***** Data extract *****

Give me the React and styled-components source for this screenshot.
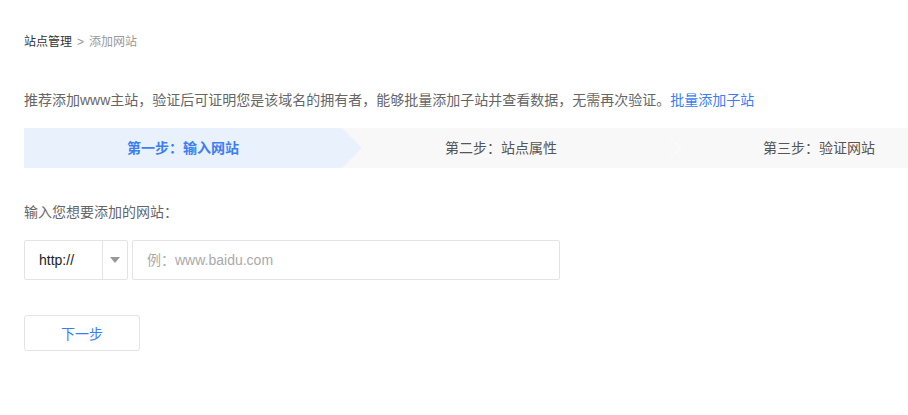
import React from "react";
import styled, { createGlobalStyle } from "styled-components";

const GlobalStyle = createGlobalStyle`
  html, body {
    margin: 0;
    padding: 0;
    background: #fff;
    overflow: hidden;
  }
  body {
    font-family: "Liberation Sans", "Noto Sans CJK SC", Arial, sans-serif;
    color: #333;
  }
  * { box-sizing: border-box; }
`;

const Page = styled.div`
  width: 908px;
  padding: 32px 0 40px 24px;
  overflow: hidden;
`;

const Breadcrumb = styled.div`
  font-size: 12px;
  line-height: 20px;
  color: #333;
`;

const Crumb = styled.span`
  color: ${(p) => (p.$current ? "#999" : "#333")};
`;

const Sep = styled.span`
  color: #999;
  margin: 0 5px;
`;

const Tip = styled.p`
  margin: 38px 0 0;
  font-size: 14px;
  line-height: 20px;
  color: #666;
`;

const Link = styled.a`
  color: #3a7ef5;
  text-decoration: none;
  cursor: pointer;
`;

const Steps = styled.div`
  display: flex;
  margin-top: 18px;
  width: 954px;
  height: 40px;
`;

const Step = styled.div`
  position: relative;
  flex: 0 0 318px;
  height: 40px;
  line-height: 40px;
  text-align: center;
  font-size: 14px;
  background: ${(p) => (p.$active ? "#e9f1fd" : "#f8f8f8")};
  color: ${(p) => (p.$active ? "#3b7ff2" : "#555")};
  font-weight: ${(p) => (p.$active ? 700 : 400)};

  &::before {
    content: "";
    position: absolute;
    top: 0;
    right: -21px;
    border-top: 20px solid transparent;
    border-bottom: 20px solid transparent;
    border-left: 21px solid ${(p) => (p.$active ? "transparent" : "#fff")};
    z-index: 1;
  }

  &::after {
    content: "";
    position: absolute;
    top: 0;
    right: -20px;
    border-top: 20px solid transparent;
    border-bottom: 20px solid transparent;
    border-left: 20px solid ${(p) => (p.$active ? "#e9f1fd" : "#f8f8f8")};
    z-index: 2;
  }
`;

const Label = styled.div`
  margin-top: 34px;
  font-size: 14px;
  line-height: 20px;
  color: #666;
`;

const InputRow = styled.div`
  display: flex;
  gap: 4px;
  margin-top: 18px;
  height: 40px;
`;

const Select = styled.div`
  display: flex;
  width: 104px;
  height: 40px;
  border: 1px solid #e3e3e3;
  border-radius: 2px;
  background: #fff;
`;

const SelectValue = styled.div`
  flex: 1;
  padding-left: 14px;
  line-height: 38px;
  font-size: 14px;
  color: #222;
`;

const SelectArrow = styled.div`
  width: 25px;
  border-left: 1px solid #e3e3e3;
  display: flex;
  align-items: center;
  justify-content: center;

  &::after {
    content: "";
    border-left: 5px solid transparent;
    border-right: 5px solid transparent;
    border-top: 6px solid #999;
  }
`;

const UrlInput = styled.input`
  width: 428px;
  height: 40px;
  border: 1px solid #e3e3e3;
  border-radius: 2px;
  padding: 0 14px;
  font-size: 14px;
  font-family: "Liberation Sans", "Noto Sans CJK SC", Arial, sans-serif;
  color: #333;
  outline: none;

  &::placeholder {
    color: #aaa;
  }
`;

const NextButton = styled.button`
  display: block;
  margin-top: 35px;
  width: 116px;
  height: 36px;
  border: 1px solid #e3e3e3;
  border-radius: 3px;
  background: #fff;
  color: #3a7ef5;
  font-size: 14px;
  font-family: "Liberation Sans", "Noto Sans CJK SC", Arial, sans-serif;
  cursor: pointer;
`;

const steps = ["第一步：输入网站", "第二步：站点属性", "第三步：验证网站"];

export default function App() {
  return (
    <>
      <GlobalStyle />
      <Page>
        <Breadcrumb>
          <Crumb>站点管理</Crumb>
          <Sep>&gt;</Sep>
          <Crumb $current>添加网站</Crumb>
        </Breadcrumb>

        <Tip>
          推荐添加www主站，验证后可证明您是该域名的拥有者，能够批量添加子站并查看数据，无需再次验证。
          <Link>批量添加子站</Link>
        </Tip>

        <Steps>
          {steps.map((s, i) => (
            <Step key={s} $active={i === 0}>
              {s}
            </Step>
          ))}
        </Steps>

        <Label>输入您想要添加的网站：</Label>

        <InputRow>
          <Select>
            <SelectValue>http://</SelectValue>
            <SelectArrow />
          </Select>
          <UrlInput placeholder="例：www.baidu.com" />
        </InputRow>

        <NextButton>下一步</NextButton>
      </Page>
    </>
  );
}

*****

Aim of the task
Your copy of the data should match it exactly, except that pictures are left out.

Result for this exercise
Give me the React and styled-components source for this screenshot.
import React from "react";
import styled, { createGlobalStyle } from "styled-components";

const GlobalStyle = createGlobalStyle`
  html, body {
    margin: 0;
    padding: 0;
    background: #fff;
    overflow: hidden;
  }
  body {
    font-family: "Liberation Sans", "Noto Sans CJK SC", Arial, sans-serif;
    color: #333;
  }
  * { box-sizing: border-box; }
`;

const Page = styled.div`
  width: 908px;
  padding: 32px 0 40px 24px;
  overflow: hidden;
`;

const Breadcrumb = styled.div`
  font-size: 12px;
  line-height: 20px;
  color: #333;
`;

const Crumb = styled.span`
  color: ${(p) => (p.$current ? "#999" : "#333")};
`;

const Sep = styled.span`
  color: #999;
  margin: 0 5px;
`;

const Tip = styled.p`
  margin: 38px 0 0;
  font-size: 14px;
  line-height: 20px;
  color: #666;
`;

const Link = styled.a`
  color: #3a7ef5;
  text-decoration: none;
  cursor: pointer;
`;

const Steps = styled.div`
  display: flex;
  margin-top: 18px;
  width: 954px;
  height: 40px;
`;

const Step = styled.div`
  position: relative;
  flex: 0 0 318px;
  height: 40px;
  line-height: 40px;
  text-align: center;
  font-size: 14px;
  background: ${(p) => (p.$active ? "#e9f1fd" : "#f8f8f8")};
  color: ${(p) => (p.$active ? "#3b7ff2" : "#555")};
  font-weight: ${(p) => (p.$active ? 700 : 400)};

  &::before {
    content: "";
    position: absolute;
    top: 0;
    right: -21px;
    border-top: 20px solid transparent;
    border-bottom: 20px solid transparent;
    border-left: 21px solid ${(p) => (p.$active ? "transparent" : "#fff")};
    z-index: 1;
  }

  &::after {
    content: "";
    position: absolute;
    top: 0;
    right: -20px;
    border-top: 20px solid transparent;
    border-bottom: 20px solid transparent;
    border-left: 20px solid ${(p) => (p.$active ? "#e9f1fd" : "#f8f8f8")};
    z-index: 2;
  }
`;

const Label = styled.div`
  margin-top: 34px;
  font-size: 14px;
  line-height: 20px;
  color: #666;
`;

const InputRow = styled.div`
  display: flex;
  gap: 4px;
  margin-top: 18px;
  height: 40px;
`;

const Select = styled.div`
  display: flex;
  width: 104px;
  height: 40px;
  border: 1px solid #e3e3e3;
  border-radius: 2px;
  background: #fff;
`;

const SelectValue = styled.div`
  flex: 1;
  padding-left: 14px;
  line-height: 38px;
  font-size: 14px;
  color: #222;
`;

const SelectArrow = styled.div`
  width: 25px;
  border-left: 1px solid #e3e3e3;
  display: flex;
  align-items: center;
  justify-content: center;

  &::after {
    content: "";
    border-left: 5px solid transparent;
    border-right: 5px solid transparent;
    border-top: 6px solid #999;
  }
`;

const UrlInput = styled.input`
  width: 428px;
  height: 40px;
  border: 1px solid #e3e3e3;
  border-radius: 2px;
  padding: 0 14px;
  font-size: 14px;
  font-family: "Liberation Sans", "Noto Sans CJK SC", Arial, sans-serif;
  color: #333;
  outline: none;

  &::placeholder {
    color: #aaa;
  }
`;

const NextButton = styled.button`
  display: block;
  margin-top: 35px;
  width: 116px;
  height: 36px;
  border: 1px solid #e3e3e3;
  border-radius: 3px;
  background: #fff;
  color: #3a7ef5;
  font-size: 14px;
  font-family: "Liberation Sans", "Noto Sans CJK SC", Arial, sans-serif;
  cursor: pointer;
`;

const steps = ["第一步：输入网站", "第二步：站点属性", "第三步：验证网站"];

export default function App() {
  return (
    <>
      <GlobalStyle />
      <Page>
        <Breadcrumb>
          <Crumb>站点管理</Crumb>
          <Sep>&gt;</Sep>
          <Crumb $current>添加网站</Crumb>
        </Breadcrumb>

        <Tip>
          推荐添加www主站，验证后可证明您是该域名的拥有者，能够批量添加子站并查看数据，无需再次验证。
          <Link>批量添加子站</Link>
        </Tip>

        <Steps>
          {steps.map((s, i) => (
            <Step key={s} $active={i === 0}>
              {s}
            </Step>
          ))}
        </Steps>

        <Label>输入您想要添加的网站：</Label>

        <InputRow>
          <Select>
            <SelectValue>http://</SelectValue>
            <SelectArrow />
          </Select>
          <UrlInput placeholder="例：www.baidu.com" />
        </InputRow>

        <NextButton>下一步</NextButton>
      </Page>
    </>
  );
}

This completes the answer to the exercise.